The Colbert Report ended in 2014 and you left late night. In hindsight, you really got out at the right time.

I really loved late night. I never dragged myself to work. But, yeah, the tonnage of our current political situation would be a little more taxing if I was dealing with that day in, day out. But, for me, it was like the move was more about wanting to write for other characters from other perspectives. Women! I knew I wanted to write female characters. That was the draw for me to leave, even though I really loved working there.

Is there an episode, scene or joke you’re most proud of this season? 

The scene between Richard Kind and Dawn (Sara Bareilles), because funny and has some real-life advice in it about where happiness lies as an artist. It’s in the medium time, not necessarily a-list fame. Working but never famous enough that you’re bugged in a deli. I really love that scene. I also love “Home Alone Doorknob.” If that entered the lexicon, I feel like I could retire.

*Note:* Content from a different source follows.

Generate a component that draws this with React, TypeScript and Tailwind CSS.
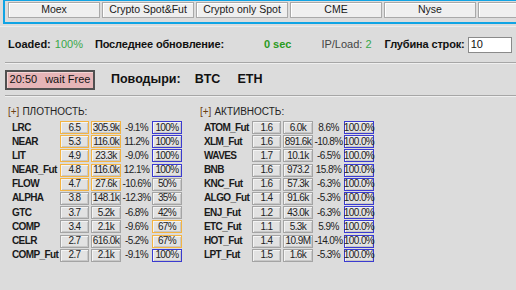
import React from "react";

type Row = { name: string; a: string; b: string; pct: string; c: string; ab: "o" | "g"; cb: "b" | "g" | "o" };

const density: Row[] = [
  { name: "LRC", a: "6.5", b: "305.9k", pct: "-9.1%", c: "100%", ab: "o", cb: "b" },
  { name: "NEAR", a: "5.3", b: "116.0k", pct: "11.2%", c: "100%", ab: "o", cb: "b" },
  { name: "LIT", a: "4.9", b: "23.3k", pct: "-9.0%", c: "100%", ab: "o", cb: "b" },
  { name: "NEAR_Fut", a: "4.8", b: "116.0k", pct: "12.1%", c: "100%", ab: "o", cb: "b" },
  { name: "FLOW", a: "4.7", b: "27.6k", pct: "-10.6%", c: "50%", ab: "o", cb: "g" },
  { name: "ALPHA", a: "3.8", b: "148.1k", pct: "-12.3%", c: "35%", ab: "g", cb: "g" },
  { name: "GTC", a: "3.7", b: "5.2k", pct: "-6.8%", c: "42%", ab: "g", cb: "g" },
  { name: "COMP", a: "3.4", b: "2.1k", pct: "-9.6%", c: "67%", ab: "g", cb: "o" },
  { name: "CELR", a: "2.7", b: "616.0k", pct: "-5.2%", c: "67%", ab: "g", cb: "o" },
  { name: "COMP_Fut", a: "2.7", b: "2.1k", pct: "-9.1%", c: "100%", ab: "g", cb: "b" },
];

const activity: Row[] = [
  { name: "ATOM_Fut", a: "1.6", b: "6.0k", pct: "8.6%", c: "100.0%", ab: "g", cb: "b" },
  { name: "XLM_Fut", a: "1.6", b: "891.6k", pct: "-10.8%", c: "100.0%", ab: "g", cb: "b" },
  { name: "WAVES", a: "1.7", b: "10.1k", pct: "-6.5%", c: "100.0%", ab: "g", cb: "b" },
  { name: "BNB", a: "1.6", b: "973.2", pct: "15.8%", c: "100.0%", ab: "g", cb: "b" },
  { name: "KNC_Fut", a: "1.6", b: "57.3k", pct: "-6.3%", c: "100.0%", ab: "g", cb: "b" },
  { name: "ALGO_Fut", a: "1.4", b: "91.6k", pct: "-5.3%", c: "100.0%", ab: "g", cb: "b" },
  { name: "ENJ_Fut", a: "1.2", b: "43.0k", pct: "-6.3%", c: "100.0%", ab: "g", cb: "b" },
  { name: "ETC_Fut", a: "1.1", b: "5.3k", pct: "5.9%", c: "100.0%", ab: "g", cb: "b" },
  { name: "HOT_Fut", a: "1.4", b: "10.9M", pct: "-14.0%", c: "100.0%", ab: "g", cb: "b" },
  { name: "LPT_Fut", a: "1.5", b: "1.6k", pct: "-5.3%", c: "100.0%", ab: "g", cb: "b" },
];

const border = {
  o: "border-[#f3b443]",
  g: "border-[#a4a4a4]",
  b: "border-[#3b3bd0]",
};

function Cell({ v, b, w }: { v: string; b: "o" | "g" | "b"; w: string }) {
  return (
    <div
      className={`${w} h-[13px] shrink-0 border ${border[b]} bg-[#e2e2e2] shadow-[inset_1px_1px_0_#f4f4f4,inset_-1px_-1px_0_#c8c8c8] flex items-center justify-center text-[10px] tracking-[-0.6px] leading-none text-[#222] whitespace-nowrap`}
    >
      {v}
    </div>
  );
}

function Table({ title, rows }: { title: string; rows: Row[] }) {
  return (
    <div className="flex flex-col shrink-0">
      <div className="h-[17px] flex items-center text-[10px] text-[#222] whitespace-nowrap">
        <span className="text-[#6b3f10]">[+]</span>
        <span className="ml-[3px]">{title}</span>
      </div>
      <div className="flex flex-col gap-[1.2px] mt-[1px] pl-[4px]">
        {rows.map((r) => (
          <div key={r.name} className="flex items-center h-[13px]">
            <div className="w-[48px] shrink-0 font-bold text-[10px] tracking-[-0.6px] text-[#1a1a1a] leading-none whitespace-nowrap">
              {r.name}
            </div>
            <Cell v={r.a} b={r.ab} w="w-[29px]" />
            <div className="w-[2px] shrink-0" />
            <Cell v={r.b} b={r.ab} w="w-[30px]" />
            <div className="w-[31px] shrink-0 text-center text-[10px] tracking-[-0.6px] text-[#222] leading-none whitespace-nowrap">
              {r.pct}
            </div>
            <Cell v={r.c} b={r.cb} w="w-[30px]" />
          </div>
        ))}
      </div>
    </div>
  );
}

const tabs = ["Moex", "Crypto Spot&Fut", "Crypto only Spot", "CME", "Nyse", ""];

export default function App() {
  return (
    <div
      className="w-[516px] h-[290px] overflow-hidden bg-[#dcdcdc] relative"
      style={{ fontFamily: '"Liberation Sans", Arial, sans-serif' }}
    >
      {/* tab bar */}
      <div className="ml-[3px] -mt-[1px] w-[600px] h-[25px] border-2 border-[#10a4e4] flex gap-[2px] pl-[3px] pt-[1px]">
        {tabs.map((t, i) => (
          <div
            key={i}
            className="w-[92px] h-[16px] shrink-0 bg-[#efefef] border border-[#a9a9a9] shadow-[inset_1px_1px_0_#ffffff] flex items-center justify-center text-[10.5px] text-[#1a1a1a] whitespace-nowrap"
          >
            {t}
          </div>
        ))}
      </div>
      <div className="h-[3px] border-b border-[#ececec]" />

      {/* status row */}
      <div className="h-[35px] flex items-center text-[11px] text-[#111] pl-[8px] whitespace-nowrap">
        <span className="font-bold">Loaded:</span>
        <span className="ml-[4px] text-[#39a84a]">100%</span>
        <span className="font-bold ml-[12px] tracking-[-0.15px]">Последнее обновление:</span>
        <span className="font-bold ml-[40px] text-[#2a9a22]">0 sec</span>
        <span className="ml-[30px] text-[#444]">
          IP/Load: <span className="text-[#39a84a]">2</span>
        </span>
        <span className="font-bold ml-[13px] tracking-[-0.15px]">Глубина строк:</span>
        <div className="ml-[3px] w-[44px] h-[16px] shrink-0 bg-white border border-[#8a8a8a] text-[11px] flex items-center pl-[2px]">
          10
        </div>
      </div>
      <div className="ml-[5px] border-t border-[#a6a6a6] border-b border-b-[#efefef]" />

      {/* leaders row */}
      <div className="h-[31px] flex items-center pl-[5px] whitespace-nowrap">
        <div className="w-[90px] h-[20px] shrink-0 bg-[#e6b5b7] border-2 border-[#505050] shadow-[inset_1px_1px_0_#f4d4d5] flex items-center justify-center text-[11px] text-[#111] gap-[8px]">
          <span>20:50</span>
          <span>wait Free</span>
        </div>
        <span className="ml-[16px] font-bold text-[12.5px] text-[#111]">Поводыри:</span>
        <span className="ml-[14px] font-bold text-[12.5px] text-[#111]">BTC</span>
        <span className="ml-[17px] font-bold text-[12.5px] text-[#111]">ETH</span>
      </div>
      <div className="ml-[5px] border-t border-[#a6a6a6] border-b border-b-[#efefef]" />

      {/* tables */}
      <div className="flex pl-[8px] pt-[6px]">
        <Table title="ПЛОТНОСТЬ:" rows={density} />
        <div className="w-[18px] shrink-0" />
        <Table title="АКТИВНОСТЬ:" rows={activity} />
      </div>
    </div>
  );
}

You were a panelist on Wait Wait…Don’t Tell Me! recently, which, for me, feels like an acknowledgment that you’ve really made it. 

I felt that way too. I had never done it before! Yeah. But I do feel like I could have done better. I hadn’t paid enough attention to the news that week because I had all these things going on that week and had done Colbert the day before. I didn’t get a chance to be the news hound that I normally am, so I really shanked the quiz at the end. But everyone was so nice. Peter Gwinn, who I worked with at the Colbert Report, has been a writer there for years.

Demystify something for me. Do you write the “Bluff The Listener” story or do they hand that to you?

So I had to pitch an idea, and then I wrote it up. I was really anal about wanting it to seem real. They don’t really care, but I wanted it to seem real! Then one of the other panelists read something that was like the fakest thing I’ve ever heard in my life. It doesn’t matter at all!